## Begin
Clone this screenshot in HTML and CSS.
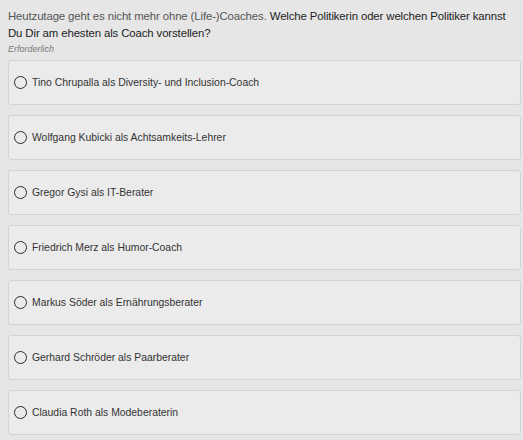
FILE: index.html
```html
<!DOCTYPE html>
<html lang="de">
<head>
  <meta charset="UTF-8">
  <meta name="viewport" content="width=device-width, initial-scale=1.0">
  <title>Umfrage</title>
  <link rel="stylesheet" href="styles.css">
</head>
<body>
  <div class="question">
    <p class="question-title">
      <span class="intro">Heutzutage geht es nicht mehr ohne (Life-)Coaches.</span>
      Welche Politikerin oder welchen Politiker kannst Du Dir am ehesten als Coach vorstellen?
    </p>
    <p class="required">Erforderlich</p>

    <div class="options">
      <label class="option"><input type="radio" name="coach"><span>Tino Chrupalla als Diversity- und Inclusion-Coach</span></label>
      <label class="option"><input type="radio" name="coach"><span>Wolfgang Kubicki als Achtsamkeits-Lehrer</span></label>
      <label class="option"><input type="radio" name="coach"><span>Gregor Gysi als IT-Berater</span></label>
      <label class="option"><input type="radio" name="coach"><span>Friedrich Merz als Humor-Coach</span></label>
      <label class="option"><input type="radio" name="coach"><span>Markus Söder als Ernährungsberater</span></label>
      <label class="option"><input type="radio" name="coach"><span>Gerhard Schröder als Paarberater</span></label>
      <label class="option"><input type="radio" name="coach"><span>Claudia Roth als Modeberaterin</span></label>
    </div>
  </div>
</body>
</html>
```

FILE: styles.css
```css
body {
  font-family: "Liberation Sans", Arial, sans-serif;
  background-color: #e6e6e6;
  color: #333;
  margin: 0;
  padding: 0 2px 0 8px;
}

.question-title {
  margin: 0;
  padding-top: 8px;
  font-size: 11.4px;
  letter-spacing: -0.12px;
  line-height: 17px;
  color: #222;
}

.question-title .intro {
  color: #555;
}

.required {
  margin: 1px 0 0;
  font-size: 9px;
  font-style: italic;
  color: #777;
  line-height: 12px;
}

.options {
  display: flex;
  flex-direction: column;
  gap: 10px;
  margin-top: 5px;
}

.option {
  display: flex;
  align-items: center;
  box-sizing: border-box;
  height: 45px;
  padding: 0 5px;
  background: #ebebeb;
  border: 1px solid #d3d3d3;
  border-radius: 3px;
  font-size: 10.4px;
  color: #333;
  cursor: pointer;
}

.option input {
  appearance: none;
  width: 13px;
  height: 13px;
  margin: 0 5px 0 0;
  border: 1.8px solid #2b2b2b;
  border-radius: 50%;
  background: transparent;
  box-sizing: border-box;
}
```
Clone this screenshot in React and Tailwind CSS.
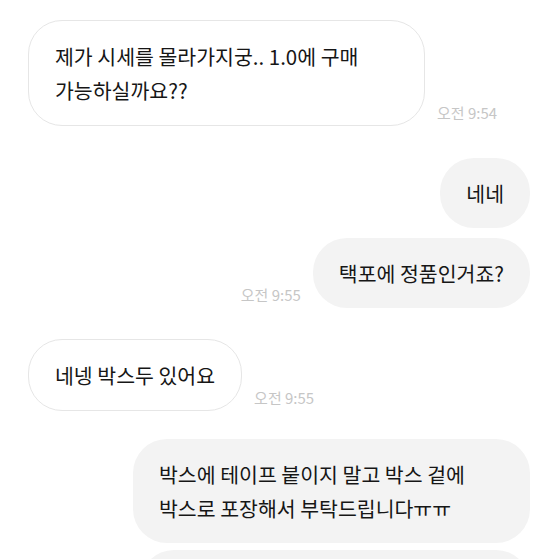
const font = { fontFamily: '"Apple SD Gothic Neo", "Noto Sans CJK KR", "Noto Sans", sans-serif' };

const messages = [
  { id: 1, from: 'them', text: '제가 시세를 몰라가지궁.. 1.0에 구매 가능하실까요??', time: '오전 9:54', gap: 'mt-[20px]' },
  { id: 2, from: 'me', text: '네네', gap: 'mt-[32px]' },
  { id: 3, from: 'me', text: '택포에 정품인거죠?', time: '오전 9:55', gap: 'mt-[10px]' },
  { id: 4, from: 'them', text: '네넹 박스두 있어요', time: '오전 9:55', gap: 'mt-[31px]' },
  { id: 5, from: 'me', text: '박스에 테이프 붙이지 말고 박스 겉에 박스로 포장해서 부탁드립니다ㅠㅠ', gap: 'mt-[28px]' },
];

// Timestamp sits beside the bubble, pinned near its bottom edge.
function Time({ children }) {
  return (
    <span className="shrink-0 mb-[4px] text-[15px] leading-[18px] text-[#c6c6c6] whitespace-nowrap">
      {children}
    </span>
  );
}

function Bubble({ msg }) {
  const mine = msg.from === 'me';
  return (
    <div className={`flex items-end gap-[12px] ${mine ? 'justify-end' : 'justify-start'} ${msg.gap}`}>
      {mine && msg.time && <Time>{msg.time}</Time>}
      <div
        className={`max-w-[397px] px-[26px] py-[18px] rounded-[34px] text-[20.5px] leading-[34px] text-[#161616] break-keep ${
          mine ? 'bg-[#f3f3f3]' : 'bg-white border border-[#e6e6e6]'
        }`}
      >
        {msg.text}
      </div>
      {!mine && msg.time && <Time>{msg.time}</Time>}
    </div>
  );
}

export default function App() {
  return (
    <div className="h-[559px] w-[559px] overflow-hidden bg-white" style={font}>
      <div className="flex flex-col pl-[28px] pr-[29px]">
        {messages.map((m) => (
          <Bubble key={m.id} msg={m} />
        ))}
        {/* next outgoing message, cut off at the bottom edge */}
        <div className="flex justify-end mt-[7px]">
          <div className="w-[390px] h-[70px] rounded-[34px] bg-[#f3f3f3]" />
        </div>
      </div>
    </div>
  );
}
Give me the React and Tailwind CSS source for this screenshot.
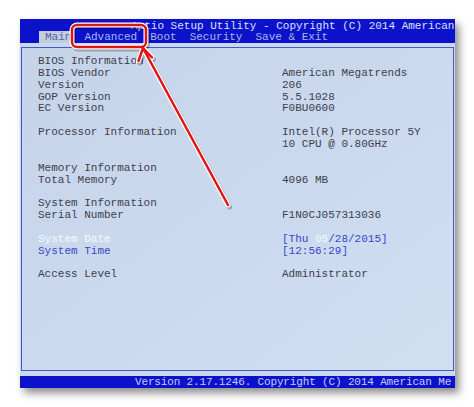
import React from 'react';

const rows = [
  ['BIOS Information', ''],
  ['BIOS Vendor', 'American Megatrends'],
  ['Version', '206'],
  ['GOP Version', '5.5.1028'],
  ['EC Version', 'F0BU0600'],
  ['', ''],
  ['Processor Information', 'Intel(R) Processor 5Y'],
  ['', '10 CPU @ 0.80GHz'],
  ['', ''],
  ['Memory Information', ''],
  ['Total Memory', '4096 MB'],
  ['', ''],
  ['System Information', ''],
  ['Serial Number', 'F1N0CJ057313036'],
  ['', ''],
  ['date', 'date'],
  ['time', 'time'],
  ['', ''],
  ['Access Level', 'Administrator'],
];

function Row({ left, right }) {
  if (left === 'date') {
    return (
      <div className="grid grid-cols-[244px_1fr] h-[11.87px] leading-[11.87px]">
        <span className="text-[#f6f8ff]">System Date</span>
        <span className="text-[#3448c8]">
          [Thu <span className="text-[#f6f8ff]">05</span>/28/2015]
        </span>
      </div>
    );
  }
  if (left === 'time') {
    return (
      <div className="grid grid-cols-[244px_1fr] h-[11.87px] leading-[11.87px]">
        <span className="text-[#3448c8]">System Time</span>
        <span className="text-[#3448c8]">[12:56:29]</span>
      </div>
    );
  }
  return (
    <div className="grid grid-cols-[244px_1fr] h-[11.87px] leading-[11.87px]">
      <span>{left || '\u00a0'}</span>
      <span>{right}</span>
    </div>
  );
}

export default function App() {
  return (
    <div className="relative w-[474px] h-[407px] bg-white overflow-hidden" style={{ fontFamily: '"Liberation Mono", monospace' }}>
      <div className="pt-[19px] pl-[20px]">
        <div className="w-[435px] h-[369px] bg-[#cad8ee] flex flex-col shadow-[4px_5px_8px_rgba(0,0,0,0.45)] text-[11px]">
          {/* header */}
          <div className="h-[24px] bg-[#0c12cc] text-[#dce2f6] overflow-hidden">
            <div className="h-[12px] leading-[12px] pt-[1px] pl-[111px] whitespace-nowrap">
              Aptio Setup Utility - Copyright (C) 2014 American
            </div>
            <div className="h-[12px] leading-[12px] flex whitespace-nowrap text-[#aab8e6]">
              <span className="ml-[19px] pl-[6px] pr-[3px] bg-[#c4cce0] text-[#5565a8]">Main</span>
              <span className="ml-[10px]">Advanced</span>
              <span className="ml-[13px]">Boot</span>
              <span className="ml-[13px]">Security</span>
              <span className="ml-[13px]">Save &amp; Exit</span>
            </div>
          </div>
          {/* panel */}
          <div className="mt-[4px] ml-[1px] mr-[1px] h-[324px] border-[1.5px] border-[#4a58c4] bg-gradient-to-br from-[#c6d4ea] to-[#d0def2] pt-[8px] pl-[16px] text-[#3c404c]">
            {rows.map((r, i) => (
              <Row key={i} left={r[0]} right={r[1]} />
            ))}
          </div>
          <div className="mt-[5px] h-[12px] bg-[#0c12cc] text-[#c4ccf2] leading-[12px] pl-[115px] tracking-[-0.15px] whitespace-nowrap overflow-hidden">
            Version 2.17.1246. Copyright (C) 2014 American Me
          </div>
        </div>
      </div>

      {/* annotation */}
      <svg className="absolute left-0 top-0" width="474" height="407" viewBox="0 0 474 407">
        <g transform="translate(1.5,2)" stroke="rgba(0,0,0,0.25)" strokeWidth="5" fill="none" strokeLinecap="round" strokeLinejoin="round">
          <rect x="72" y="25" width="74" height="22" rx="5" />
          <path d="M228 205 L143 48 M143 48 L138.5 61 M143 48 L152 57.5" />
        </g>
        <g stroke="#ffffff" strokeWidth="5" fill="none" strokeLinecap="round" strokeLinejoin="round">
          <rect x="72" y="25" width="74" height="22" rx="5" />
          <path d="M228 205 L143 48 M143 48 L138.5 61 M143 48 L152 57.5" />
        </g>
        <g stroke="#e01414" strokeWidth="2.5" fill="none" strokeLinecap="round" strokeLinejoin="round">
          <rect x="72" y="25" width="74" height="22" rx="5" />
          <path d="M228 205 L143 48 M143 48 L138.5 61 M143 48 L152 57.5" />
        </g>
      </svg>
    </div>
  );
}
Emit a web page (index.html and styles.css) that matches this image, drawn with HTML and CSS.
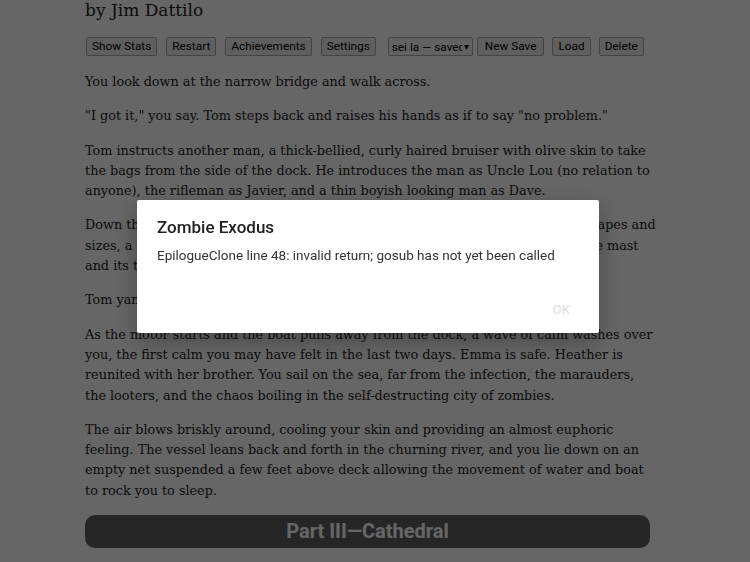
FILE: index.html
```html
<!DOCTYPE html>
<html>
<head>
<meta charset="utf-8">
<link rel="stylesheet" href="styles.css">
</head>
<body>
<div class="page">
  <h2 class="author">by Jim Dattilo</h2>
  <div class="buttons">
    <button class="btn">Show Stats</button>
    <button class="btn">Restart</button>
    <button class="btn">Achievements</button>
    <button class="btn btn-settings">Settings</button>
    <div class="select"><span class="sel-text">sei la — saved</span><span class="sel-arrow">▾</span></div>
    <button class="btn btn-new">New Save</button>
    <button class="btn btn-load">Load</button>
    <button class="btn">Delete</button>
  </div>
  <div class="story">
    <p>You look down at the narrow bridge and walk across.</p>
    <p>"I got it," you say. Tom steps back and raises his hands as if to say "no problem."</p>
    <p>Tom instructs another man, a thick-bellied, curly haired bruiser with olive skin to take the bags from the side of the dock. He introduces the man as Uncle Lou (no relation to anyone), the rifleman as Javier, and a thin boyish looking man as Dave.</p>
    <p>Down the dock, sailboats and yachts rock gently in the water in all different shapes and sizes, a few of them half-sunk, others listing to one side under the weight of the mast and its tangled rigging.</p>
    <p>Tom yanks the cord and the motor sputters to life.</p>
    <p>As the motor starts and the boat pulls away from the dock, a wave of calm washes over you, the first calm you may have felt in the last two days. Emma is safe. Heather is reunited with her brother. You sail on the sea, far from the infection, the marauders, the looters, and the chaos boiling in the self-destructing city of zombies.</p>
    <p>The air blows briskly around, cooling your skin and providing an almost euphoric feeling. The vessel leans back and forth in the churning river, and you lie down on an empty net suspended a few feet above deck allowing the movement of water and boat to rock you to sleep.</p>
  </div>
  <h2 class="part">Part III—Cathedral</h2>
</div>
<div class="overlay"></div>
<div class="dialog">
  <h3 class="dlg-title">Zombie Exodus</h3>
  <p class="dlg-msg">EpilogueClone line 48: invalid return; gosub has not yet been called</p>
  <div class="dlg-actions"><span class="dlg-ok">OK</span></div>
</div>
</body>
</html>
```
FILE: styles.css
```css
html, body {
  margin: 0;
  padding: 0;
  background: #ffffff;
  overflow: hidden;
  height: 562px;
}
.page {
  width: 565px;
  margin: -3px 0 0 85px;
  font-family: "DejaVu Serif", serif;
  color: #333;
}
.author {
  font-family: "DejaVu Serif", serif;
  font-weight: normal;
  font-size: 17px;
  margin: 0;
  line-height: 26px;
  color: #222;
}
.buttons {
  display: flex;
  align-items: center;
  margin: 14px 0 0 1px;
  height: 19px;
}
.btn {
  font-family: Roboto, sans-serif;
  font-size: 11.8px;
  height: 19px;
  padding: 0 5px;
  margin: 0 9px 0 0;
  background: #eeeeee;
  border: 1px solid #aaaaaa;
  border-radius: 2px;
  color: #000;
  line-height: 17px;
  white-space: nowrap;
  flex: none;
}
.btn-settings { margin-right: 12px; }
.btn-new { margin-right: 8px; padding: 0 7px; }
.btn-load { margin-right: 8px; }
.select {
  display: flex;
  align-items: center;
  margin: 0 4px 0 0;
  width: 85px;
  height: 19px;
  box-sizing: border-box;
  border: 1px solid #aaaaaa;
  border-radius: 2px;
  background: #f4f4f4;
  font-family: Roboto, sans-serif;
  font-size: 11.8px;
  color: #000;
  overflow: hidden;
  flex: none;
}
.sel-text {
  flex: 1;
  white-space: nowrap;
  overflow: hidden;
  padding-left: 3px;
}
.sel-arrow {
  font-size: 10px;
  padding: 0 3px 0 2px;
}
.story {
  margin: 16px -8px 0 0;
}
.story p {
  font-size: 12.8px;
  line-height: 20.3px;
  margin: 14px 0 0 0;
  color: #222;
}
.part {
  margin: 14px 0 0 0;
  height: 33px;
  border-radius: 10px;
  background: #5f5f5f;
  color: #ffffff;
  font-family: Roboto, sans-serif;
  font-weight: 700;
  font-size: 20px;
  line-height: 33px;
  text-align: center;
}
.overlay {
  position: fixed;
  inset: 0;
  background: rgba(0, 0, 0, 0.6);
}
.dialog {
  position: fixed;
  left: 137px;
  top: 200px;
  width: 462px;
  height: 133px;
  box-sizing: border-box;
  background: #ffffff;
  border-radius: 2px;
  padding: 17px 20px 0 20px;
  font-family: Roboto, sans-serif;
  box-shadow: 0 8px 24px rgba(0, 0, 0, 0.3);
  display: flex;
  flex-direction: column;
}
.dlg-title {
  margin: 0;
  font-size: 17px;
  font-weight: 500;
  color: #212121;
  line-height: 20px;
}
.dlg-msg {
  margin: 9px 0 0 0;
  font-size: 13.5px;
  line-height: 18px;
  color: #333;
}
.dlg-actions {
  margin-top: auto;
  display: flex;
  justify-content: flex-end;
  padding: 0 9px 16px 0;
}
.dlg-ok {
  font-size: 13px;
  font-weight: 500;
  color: #e2e2e2;
}
```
## End
**TASK TO COMPLETE**
Transcribe, exactly as written, the lines starting at the one with "Give me the" and ending at the one with "import React from 'react';", and nothing more. Pictures are not part of the copy.

**COMPLETED EXERCISE**
Give me the React and Tailwind CSS source for this screenshot.
import React from 'react';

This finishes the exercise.